Um, escassez de poeira do Saara. Ocasionalmente, vastas faixas de poeira do deserto do Saara flutuam sobre oceano. A poeira é carregada por ventos fortes por um sistema semipermanente de alta pressão apelidado de “alta dos Açores” devido à sua proximidade com aquelas ilhas.

Mas, ultimamente, a alta dos Açores enfraqueceu e se deslocou para o Sudoeste da África. Portanto, os ventos que normalmente pegam e transportam a poeira do Saara para o Oeste sobre o Atlântico Norte são mais calmos e praticamente livres de poeira, diz Michael Mann, cientista climático da Universidade da Pensilvânia.

Como resultado, a radiação solar que normalmente seria espalhada de volta ao espaço pela poeira atinge a superfície do oceano, aquecendo as águas. Se e quando os ventos alísios se fortalecerem, o aumento da poeira da África pode ajudar a resfriar um pouco a área.

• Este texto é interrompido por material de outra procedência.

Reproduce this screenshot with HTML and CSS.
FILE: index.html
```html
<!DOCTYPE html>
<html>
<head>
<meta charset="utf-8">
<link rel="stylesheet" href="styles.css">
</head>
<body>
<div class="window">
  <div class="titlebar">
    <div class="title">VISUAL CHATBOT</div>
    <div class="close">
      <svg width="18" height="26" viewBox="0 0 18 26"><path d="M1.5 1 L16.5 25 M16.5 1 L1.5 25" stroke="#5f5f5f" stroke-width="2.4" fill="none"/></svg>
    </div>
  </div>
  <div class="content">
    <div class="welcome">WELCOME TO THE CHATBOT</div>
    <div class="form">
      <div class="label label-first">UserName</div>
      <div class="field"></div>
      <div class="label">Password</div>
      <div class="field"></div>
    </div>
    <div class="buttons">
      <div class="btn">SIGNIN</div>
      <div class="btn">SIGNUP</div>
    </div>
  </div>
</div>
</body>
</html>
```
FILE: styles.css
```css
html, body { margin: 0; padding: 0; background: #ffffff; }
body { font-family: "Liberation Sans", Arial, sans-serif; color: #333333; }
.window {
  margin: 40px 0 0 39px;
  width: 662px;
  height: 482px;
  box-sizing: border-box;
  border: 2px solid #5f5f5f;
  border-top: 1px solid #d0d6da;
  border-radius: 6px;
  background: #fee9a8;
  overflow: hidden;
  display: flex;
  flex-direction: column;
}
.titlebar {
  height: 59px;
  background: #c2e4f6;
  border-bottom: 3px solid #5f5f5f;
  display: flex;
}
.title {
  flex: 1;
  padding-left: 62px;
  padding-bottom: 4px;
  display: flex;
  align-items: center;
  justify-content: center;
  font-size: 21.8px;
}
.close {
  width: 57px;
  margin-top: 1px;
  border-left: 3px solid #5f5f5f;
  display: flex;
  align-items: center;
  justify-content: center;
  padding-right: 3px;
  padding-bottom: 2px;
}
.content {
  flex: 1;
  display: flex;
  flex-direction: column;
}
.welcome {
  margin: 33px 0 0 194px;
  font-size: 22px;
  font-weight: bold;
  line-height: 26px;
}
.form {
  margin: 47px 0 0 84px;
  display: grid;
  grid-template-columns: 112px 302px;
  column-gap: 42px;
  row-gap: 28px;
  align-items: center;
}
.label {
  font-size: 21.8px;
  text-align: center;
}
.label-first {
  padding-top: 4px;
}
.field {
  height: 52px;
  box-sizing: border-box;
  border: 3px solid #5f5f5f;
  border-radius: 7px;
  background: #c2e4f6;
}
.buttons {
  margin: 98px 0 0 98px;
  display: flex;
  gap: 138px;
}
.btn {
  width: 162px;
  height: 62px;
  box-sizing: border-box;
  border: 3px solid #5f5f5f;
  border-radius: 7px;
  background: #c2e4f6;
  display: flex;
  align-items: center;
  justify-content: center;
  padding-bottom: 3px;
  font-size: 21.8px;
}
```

Dois, diminuição da poluição do ar. Em 2020, novas regras de emissões entraram em vigor para navios cargueiros de longo curso que expelem plumas de escape ricas em enxofre. Tem havido alguma especulação de que menos poluição poderia levar a mais aquecimento. Com menos plumas espalhando a luz solar de volta ao espaço, mais radiação atinge a superfície do mar.

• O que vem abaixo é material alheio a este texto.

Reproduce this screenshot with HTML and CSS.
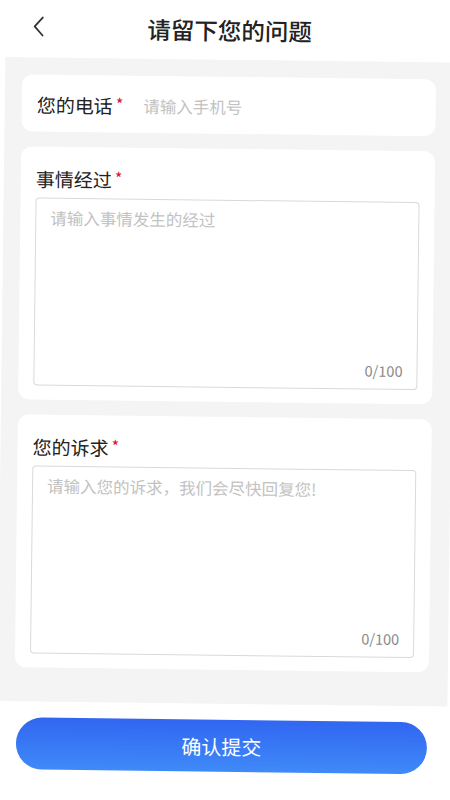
FILE: index.html
```html
<!DOCTYPE html>
<html>
<head lang="zh">
    <meta charset="UTF-8">
    <title>请留下您的问题</title>
    <link rel="stylesheet" href="styles.css">
</head>
<body>
<div class="page">
    <div class="header">
        <span class="back">
            <svg width="14" height="22" viewBox="0 0 14 22"><path d="M11 2 L3 11 L11 20" fill="none" stroke="#333" stroke-width="1.8" stroke-linecap="round" stroke-linejoin="round"/></svg>
        </span>
        <h1 class="title">请留下您的问题</h1>
    </div>

    <div class="main">
        <div class="card card-row">
            <label class="label">您的电话<i>*</i></label>
            <input class="phone" type="text" placeholder="请输入手机号">
        </div>

        <div class="card">
            <label class="label">事情经过<i>*</i></label>
            <div class="box">
                <textarea placeholder="请输入事情发生的经过"></textarea>
                <span class="count">0/100</span>
            </div>
        </div>

        <div class="card">
            <label class="label">您的诉求<i>*</i></label>
            <div class="box">
                <textarea placeholder="请输入您的诉求，我们会尽快回复您!"></textarea>
                <span class="count">0/100</span>
            </div>
        </div>
    </div>

    <button class="submit">确认提交</button>
</div>
</body>
</html>
```

FILE: styles.css
```css
body,div,ul,li,h1,p,input,button,textarea { margin:0; padding:0; }
body { background:#fff; color:#222; font-family: "Noto Sans CJK SC", "Noto Sans", sans-serif; overflow: hidden; }
i { font-style: normal; }

.page{
    width: 450px;
    height: 800px;
    transform: rotate(0.7deg);
    transform-origin: 0 0;
}

.header{
    height: 57px;
    display: flex;
    align-items: center;
    padding: 0 40px 0 32px;
    box-sizing: border-box;
}
.back{
    width: 18px;
    height: 22px;
    display: block;
    margin-top: -6px;
}
.title{
    flex: 1;
    text-align: center;
    font-size: 23.5px;
    font-weight: 500;
    color: #222;
    margin-top: -3px;
}

.main{
    width: 450px;
    margin-left: 6px;
    background: #f4f4f4;
    padding: 17px 19px 34px 17px;
    box-sizing: border-box;
    display: flex;
    flex-direction: column;
    gap: 15px;
}

.card{
    background: #fff;
    border-radius: 11px;
    padding: 20px 15px 14px;
    display: flex;
    flex-direction: column;
    gap: 6px;
}
.card-row{
    flex-direction: row;
    align-items: center;
    height: 57px;
    padding: 3px 15px 0;
    box-sizing: border-box;
    gap: 0;
}

.label{
    font-size: 19px;
    line-height: 24px;
    color: #222;
    white-space: nowrap;
}
.label i{
    color: #d4101e;
    font-size: 16px;
    margin-left: 3px;
    position: relative;
    top: -3px;
}

.phone{
    border: none;
    outline: none;
    margin-left: 20px;
    flex: 1;
    font-size: 16.5px;
    font-family: "Noto Sans CJK SC", sans-serif;
    color: #333;
    background: transparent;
}

.box{
    height: 188px;
    border: 1px solid #d9d9d9;
    border-radius: 4px;
    box-sizing: border-box;
    display: flex;
    flex-direction: column;
    padding: 8px 14px 9px;
}
.box textarea{
    flex: 1;
    border: none;
    outline: none;
    resize: none;
    font-size: 16.5px;
    line-height: 22px;
    font-family: "Noto Sans CJK SC", sans-serif;
    color: #333;
}
.count{
    align-self: flex-end;
    font-size: 14.5px;
    color: #8a8a8a;
    line-height: 18px;
}

input::placeholder, textarea::placeholder{
    color: #c2c2c2;
}

.submit{
    display: block;
    margin: 16px 0 0 25px;
    width: 411px;
    height: 52px;
    border: none;
    border-radius: 26px;
    background: linear-gradient(to bottom, #3166f1, #3f8af8);
    color: #fff;
    font-size: 20px;
    font-family: "Noto Sans CJK SC", sans-serif;
}
```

Mas alguns estudos sugerem que o efeito de resfriamento das plumas dos navios pode ter sido menor: não apenas as plumas de exaustão têm uma vida útil curta, como os poluentes podem fazer com que as nuvens naturais evaporem mais rapidamente e, assim, levar ao aquecimento, não ao resfriamento.

Três, tendências do aquecimento global. Este ano marca o retorno do El Niño, um fenômeno climático cuja marca registrada são as temperaturas da superfície do mar mais quentes do que o normal ao longo do equador a Oeste da América do Sul.

Cada El Niño tem sua própria história. Mas, em geral, o El Niño aumenta as temperaturas médias da superfície tanto na terra quanto no mar em todo o mundo. A mudança climática causada pelo homem fez o mesmo. Mas ainda há muita incerteza sobre como as condições atuais podem afetar.

As águas excepcionalmente quentes do Atlântico Norte tendem a fortalecer os sistemas de tempestades que mais tarde se transformam em depressões tropicais e depois em furacões. Mas o El Niño que agora está se intensificando no Pacífico equatorial pode dificultar sua formação ao fortalecer os ventos na atmosfera superior que dificultam a formação de furacões. Quão ativa será a temporada de furacões deste ano depende de qual dessas forças prevalecerá, as águas quentes ou a divergência maior de vento pelo El Niño.